Coming back to how motherhood makes you weak and vulnerable. See, you could be that confident, independent woman, walking through the supermarket, with poise and elegance, in 4-inch heels, a Chanel bag, perfectly manicured nails, and bouncy curls, holding one child’s hand while balancing your toddler on the hip and shopping for groceries at the same time. When you’re done, you know that somehow you will single-handedly get the kids and the groceries in the car that you drive, heels and all, without losing any bit of your poise. No sweat.
But then come moments like these that make you lose every bit of your composure and send you into a wild frenzy. Because all the mental strength and rationality that you imagine yourself to have, dissipate even at the slightest thought of harm befalling your child.
When as much as a tiny scratch on your little angel’s arm leaves your heart acutely wounded, you cannot help but admit that motherhood makes you weak and vulnerable.
Then there’s this other scenario. You’re sitting through an important meeting, brainstorming, contributing ideas and being that independent 21st century working mom when suddenly, your phone buzzes. You peek at your phone and realize it’s your child’s nanny or day care calling.
The rest of the meeting is nothing short of mental torture. While you are trying to do your best in the meeting, all sorts of thoughts are racing through your mind. You want to step out and answer the call yet you don’t want to come across as unprofessional. Your heart starts beating faster, and your palms get sweaty.
Why is his teacher calling? What could have happened? Is everything ok? Is he unwell? Or worse, is he injured?
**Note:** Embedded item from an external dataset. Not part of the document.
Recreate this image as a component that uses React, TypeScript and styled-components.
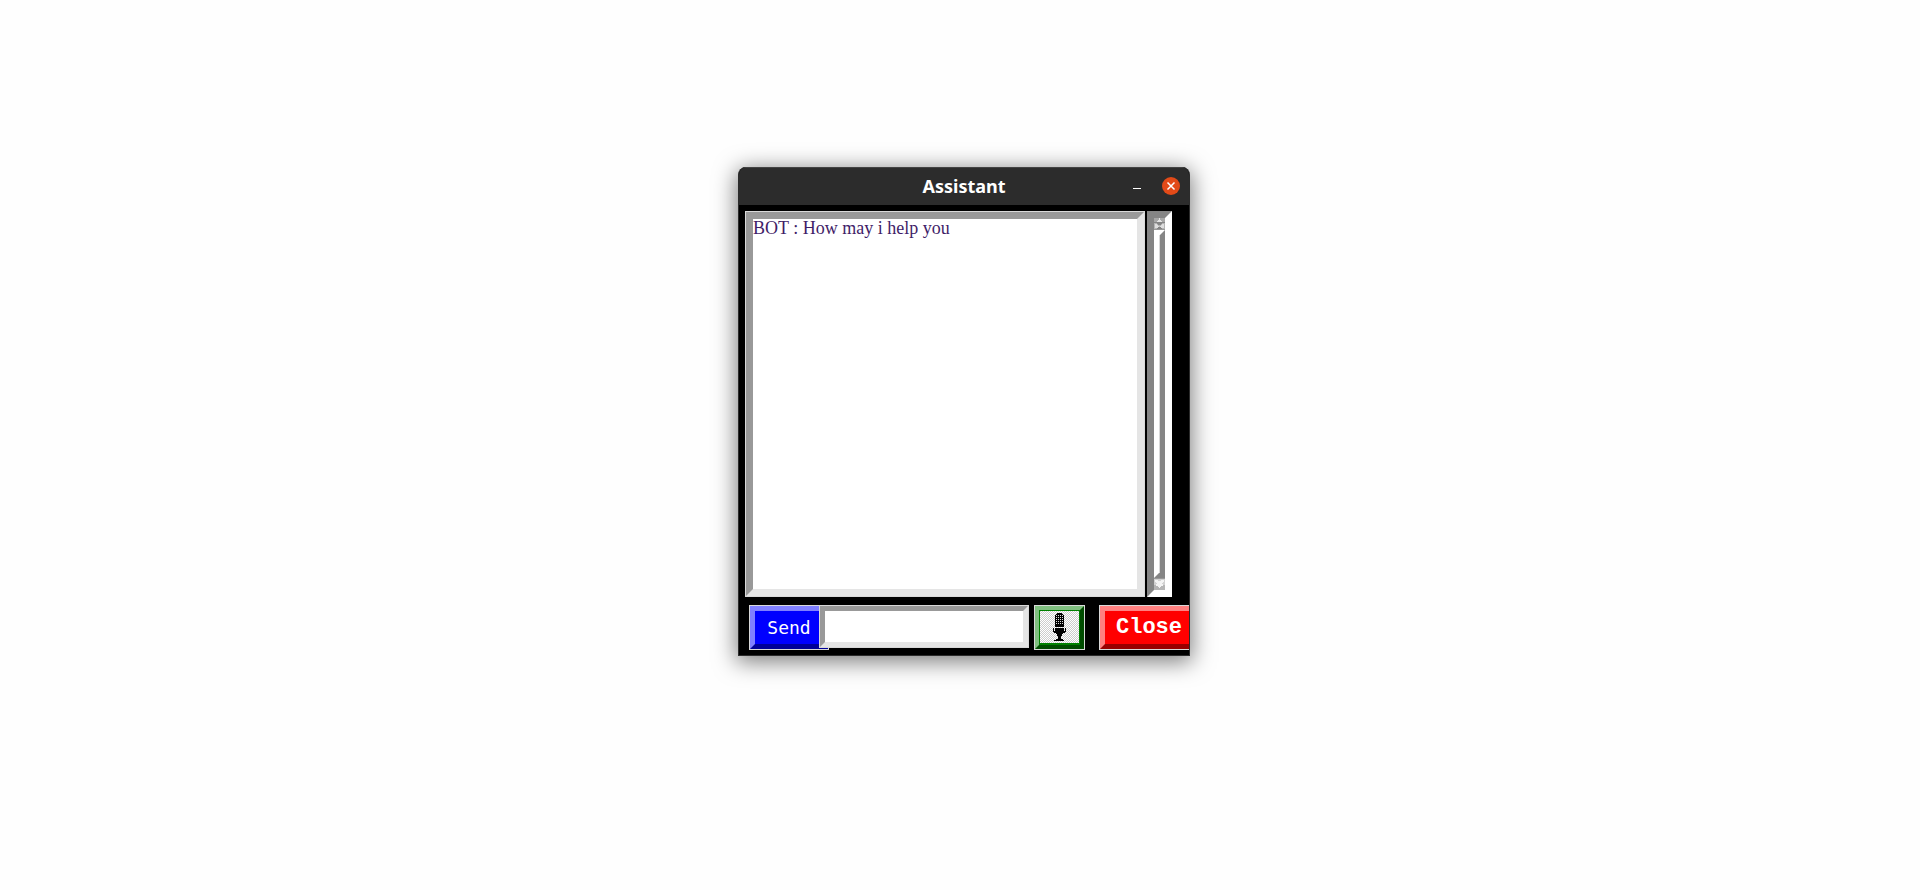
import React, { useState } from "react";
import styled, { createGlobalStyle } from "styled-components";

const GlobalStyle = createGlobalStyle`
  body {
    margin: 0;
    background: #fefefe;
  }
  *, *::before, *::after {
    box-sizing: border-box;
  }
`;

const HIGHLIGHT = "#d9d9d9";

const Desktop = styled.main`
  display: flex;
  justify-content: center;
  padding: 167px 0 40px 8px;
`;

const Window = styled.section`
  width: 452px;
  overflow: hidden;
  border: 1px solid #2c2c2c;
  border-top: 0;
  border-radius: 8px 8px 0 0;
  background: #000;
  box-shadow: 0 4px 22px 2px rgba(0, 0, 0, 0.5);
`;

const TitleBar = styled.header`
  display: grid;
  grid-template-columns: 1fr auto 1fr;
  align-items: center;
  height: 38px;
  padding: 0 9px;
  background: #2c2c2c;
  box-shadow: inset 0 1px 0 #444;
`;

const Title = styled.h1`
  grid-column: 2;
  margin: 0;
  color: #fff;
  font: 700 18px/24px "Noto Sans", "Open Sans", sans-serif;
`;

const WindowControls = styled.div`
  display: flex;
  justify-content: flex-end;
  gap: 16px;
`;

const ControlButton = styled.button<{ $color?: string }>`
  width: 18px;
  height: 18px;
  padding: 0;
  border: 0;
  border-radius: 50%;
  background: ${(p) => p.$color ?? "transparent"};
  svg {
    display: block;
  }
`;

const Content = styled.div`
  display: flex;
  flex-direction: column;
  gap: 8px;
  padding: 6px 0 5px 6px;
`;

const ChatRow = styled.div`
  display: flex;
  gap: 2px;
`;

const ChatFrame = styled.div`
  width: 400px;
  height: 386px;
  padding: 1px;
  background: ${HIGHLIGHT};
`;

const ChatLog = styled.div`
  height: 100%;
  border: 7px solid;
  border-color: #999 #e5e5e5 #e5e5e5 #999;
  background: #fff;
  color: #3f1d68;
  font: 400 18px/18px "Liberation Serif", serif;
`;

const Message = styled.p`
  margin: 0;
`;

const ScrollTrack = styled.div`
  display: flex;
  flex-direction: column;
  width: 25px;
  border: 7px solid;
  border-color: #858585 #fff #fff #858585;
  background: #c3c3c3;
`;

const ScrollArrow = styled.button`
  height: 12px;
  padding: 0;
  border: 0;
  background: #a8a8a8;
  svg {
    display: block;
  }
`;

const ScrollThumb = styled.div`
  flex: 1;
  border: 5px solid;
  border-color: #fff #858585 #858585 #fff;
  background: #d9d9d9;
`;

const ActionRow = styled.form`
  display: flex;
  align-items: flex-start;
  padding-left: 4px;
`;

const ButtonFrame = styled.div<{ $width: number }>`
  flex: none;
  width: ${(p) => p.$width}px;
  height: 45px;
  padding: 1px;
  background: ${HIGHLIGHT};
`;

const BevelButton = styled.button<{ $face: string; $light: string; $dark: string; $bevel: number }>`
  display: block;
  width: 100%;
  height: 100%;
  padding: 0;
  border: ${(p) => p.$bevel}px solid;
  border-color: ${(p) => `${p.$light} ${p.$dark} ${p.$dark} ${p.$light}`};
  background: ${(p) => p.$face};
  color: #fff;
`;

const SendButton = styled(BevelButton)`
  font: 400 18px/24px "DejaVu Sans Mono", monospace;
`;

const CloseButton = styled(BevelButton)`
  font: 700 22px/24px "Liberation Mono", monospace;
`;

const MicButton = styled(BevelButton)`
  padding: 1px 1px 2px;
  svg {
    display: block;
  }
`;

const EntryFrame = styled.div`
  position: relative;
  flex: none;
  width: 210px;
  height: 43px;
  margin: 0 5px 0 -10px;
  padding: 1px;
  background: ${HIGHLIGHT};
`;

const Entry = styled.input`
  display: block;
  width: 100%;
  height: 100%;
  padding: 0 2px;
  border: 5px solid;
  border-color: #999 #e5e5e5 #e5e5e5 #999;
  border-radius: 0;
  outline: 0;
  background: #fff;
  color: #3f1d68;
  font: 400 18px/24px "Liberation Serif", serif;
`;

const CloseSlot = styled.div`
  flex: none;
  margin-left: 14px;
`;

const ArrowUp = () => (
  <svg width="11" height="12" viewBox="0 0 11 12" shapeRendering="crispEdges" aria-hidden="true">
    <path d="M5 0h1v2h1v1h1v1H3V3h1V2h1z" fill="#e4e4e4" />
    <path d="M0 4h11v1H0z" fill="#858585" />
    <path d="M0 5h11v6H0z" fill="#b5b5b5" />
    <path d="M1 6h2v1h1v1h1v1H4v1H1zM10 6H8v1H7v1H6v1h1v1h3z" fill="#dedede" />
    <path d="M3 5h5v1H7v1H4V6H3zM4 9h3v1h1v1H3v-1h1z" fill="#858585" />
    <path d="M0 11h11v1H0z" fill="#999" />
  </svg>
);

const ArrowDown = () => (
  <svg width="11" height="12" viewBox="0 0 11 12" shapeRendering="crispEdges" aria-hidden="true">
    <path d="M0 0h11v1H0z" fill="#999" />
    <path d="M0 1h11v6H0z" fill="#d2d2d2" />
    <path d="M0 7h11v5H0z" fill="#b5b5b5" />
    <path d="M1 2h3v1h3V2h3v2H9v1H8v1h1v2H7v1H6v1H5V9H4V8H2V6h1V5H2V4H1z" fill="#f4f4f4" />
  </svg>
);

const MicIcon = () => (
  <svg width="39" height="32" viewBox="0 0 39 32" aria-hidden="true">
    <defs>
      <pattern id="checks" width="2" height="2" patternUnits="userSpaceOnUse">
        <rect width="2" height="2" fill="#fff" />
        <path d="M0 0h1v1H0zM1 1h1v1H1z" fill="#ccc" />
      </pattern>
      <pattern id="mesh" x="16" y="4" width="2" height="2" patternUnits="userSpaceOnUse">
        <rect width="2" height="2" fill="#000" />
        <rect width="1" height="1" fill="#ddd" />
      </pattern>
    </defs>
    <g shapeRendering="crispEdges">
      <rect width="39" height="32" fill="url(#checks)" />
      <path d="M17 2h5v1h1v1h1v12H15V4h1V3h1z" fill="#000" />
      <path d="M16 4h7v10h-7z" fill="url(#mesh)" />
      <path d="M15 17h9v5h-1v1h-1v1h-5v-1h-1v-1h-1z" fill="#000" />
      <path d="M13 17h1v3h1v2h-1v-1h-1zM26 17h-1v3h-1v2h1v-1h1z" fill="#000" />
      <path d="M17 24h5v1h-1v3h2v1h1v1H14v-1h2v-1h2v-3h-1z" fill="#000" />
    </g>
  </svg>
);

export default function App() {
  const [text, setText] = useState("");

  return (
    <>
      <GlobalStyle />
      <Desktop>
        <Window aria-labelledby="window-title">
          <TitleBar>
            <Title id="window-title">Assistant</Title>
            <WindowControls>
              <ControlButton type="button" aria-label="Minimize">
                <svg width="18" height="18" viewBox="0 0 18 18">
                  <path d="M5 11h8v1H5z" fill="#fff" />
                </svg>
              </ControlButton>
              <ControlButton type="button" aria-label="Close window" $color="#e24a18">
                <svg width="18" height="18" viewBox="0 0 18 18">
                  <path d="M5.5 5.5l7 7M12.5 5.5l-7 7" stroke="#fff" strokeWidth="1.5" />
                </svg>
              </ControlButton>
            </WindowControls>
          </TitleBar>
          <Content>
            <ChatRow>
              <ChatFrame>
                <ChatLog role="log">
                  <Message>BOT : How may i help you</Message>
                </ChatLog>
              </ChatFrame>
              <ScrollTrack>
                <ScrollArrow type="button" aria-label="Scroll up">
                  <ArrowUp />
                </ScrollArrow>
                <ScrollThumb />
                <ScrollArrow type="button" aria-label="Scroll down">
                  <ArrowDown />
                </ScrollArrow>
              </ScrollTrack>
            </ChatRow>
            <ActionRow onSubmit={(e) => e.preventDefault()}>
              <ButtonFrame $width={80}>
                <SendButton type="submit" $face="#0000ff" $light="#8080ff" $dark="#000099" $bevel={5}>
                  Send
                </SendButton>
              </ButtonFrame>
              <EntryFrame>
                <Entry aria-label="Message" value={text} onChange={(e) => setText(e.target.value)} />
              </EntryFrame>
              <ButtonFrame $width={51}>
                <MicButton
                  type="button"
                  aria-label="Speak"
                  $face="#008000"
                  $light="#7fbf7f"
                  $dark="#004c00"
                  $bevel={4}
                >
                  <MicIcon />
                </MicButton>
              </ButtonFrame>
              <CloseSlot>
                <ButtonFrame $width={100}>
                  <CloseButton type="button" $face="#ff0000" $light="#ff8080" $dark="#990000" $bevel={5}>
                    Close
                  </CloseButton>
                </ButtonFrame>
              </CloseSlot>
            </ActionRow>
          </Content>
        </Window>
      </Desktop>
    </>
  );
}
Apart from such periodic episodes, on a daily basis, motherhood makes you weak and vulnerable because every time you come across news about a catastrophe that befalls a child, you can’t help but cringe and think of the possibility of the same fate befalling your child. You imagine and you worry yourself sick.
You might have heard of this quote by Elizabeth Stone, “Making the decision to have a child is momentous. It is to decide forever to have your heart go walking around outside your body”. I cannot agree enough.
Motherhood makes you weak and vulnerable because when your child is not with you, you just can’t seem to function normally. This gets exceptionally hard when the kids grow older, and start going out on their own. You find yourself in a constant state of worry until they arrive home, safe and sound, and in one piece!
You tell yourself to chill, everyone around you tells you to chill, but you know, and I know, that it’s easier said than done.
These are just a few of the myriad of things that happen to mums, that lead me to making this assertion that motherhood makes you weak and vulnerable. And I think it’s incredibly important for us to know that this happens, to understand why it happens and most of all, to accept that it happens. There’s no point being in denial or insisting that you are strong enough never to crumble.
Because one too many a time, women are conditioned into believing that they need to be strong. But what we aren’t told enough is that it is okay not to be okay. It is perfectly normal and acceptable to not be okay at times. And what happens after not being okay is, in my humble opinion, the most amazing aspect of motherhood.
Motherhood tears you apart, time and again. It makes your heart bleed. When your child is hurt, when your child feels upset, when that big kid across the road bullies your child, when your child experiences failure for the first time, or time after time for that matter, when your child faces rejection, when your child is less of a child but still your baby and faces heartbreak – in all of these, more than your child, it’s your heart that will break first, and most.
But the effect of motherhood is like a double-edged sword. For yes, motherhood makes you weak and vulnerable and ridiculously emotional. But in all of that vulnerability, and through all that tears, what you are essentially doing is fighting.
You are fighting battles that make you a stronger and better version of yourself. In overcoming every one of those sleepless nights, heartbreaks and breakdowns, you become a tiny bit stronger. And when all those difficult years have passed and your life has passed you by, someday you will look back with pride at just how far you have come.
As for those difficult days, long nights and crying episodes, I guess they are all a quid pro quo for the joy and bliss that children bring!